Just a couple of miles away, a leafy road in the city still bears the name Kim Il Sung Avenue, after North Korea's founding dictator.

Mozambique faces the difficult choice between lucrative North Korean contracts and keeping the US and UN happy. Mozambique is one of the world's poorest countries and received more than half a billion dollars from US agencies in 2016 alone.

"I think we have every reason to believe that our relationship with the United States is great," said Alvaro O'da Silva, a director at Mozambique's foreign ministry.

O'da Silva says that the North Koreans still in Mozambique are legitimately engaged in "social and technical" fields, saying they are not breaking UN sanctions.

"At this moment, we are implementing all the sanctions that were declared by the United Nations against North Korea," he said. He later backtracked, saying he didn't have "detailed information" about sanctions.

But based on CNN's investigations, the evidence of sanctions violations is clear. And North Korea's attempts to keep funding flowing are always shifting in new directions, said Griffiths, the UN investigator.

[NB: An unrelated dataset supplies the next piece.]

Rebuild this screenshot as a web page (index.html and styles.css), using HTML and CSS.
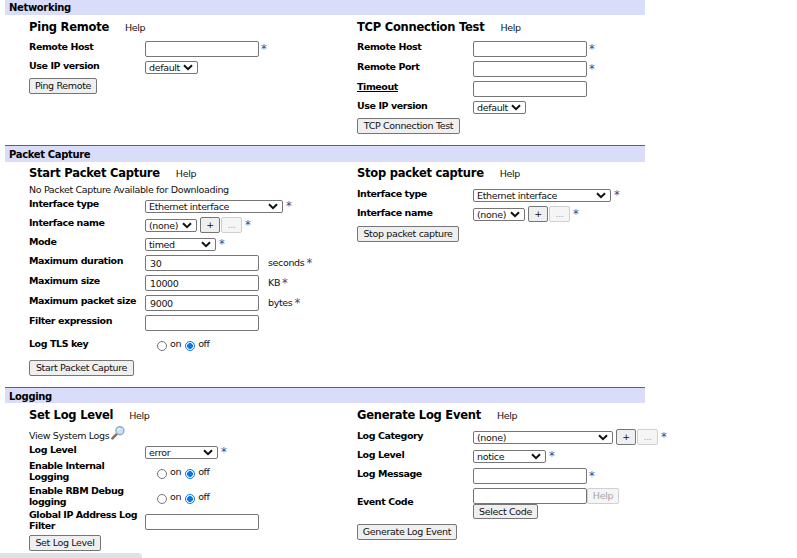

Shipping records show the Susan 1 used to be registered under a North Korean flag. Now it flies the flag of Namibia -- another country implicated in sanctions-busting trade, a recent CNN report found.

The Namibian government did not respond to CNN's queries regarding the re-flagged trawler.

But the North Korean fishermen are still there in their boats. In the evenings, they sometimes wander into town to shop, unfazed by the geopolitical implications of their stay.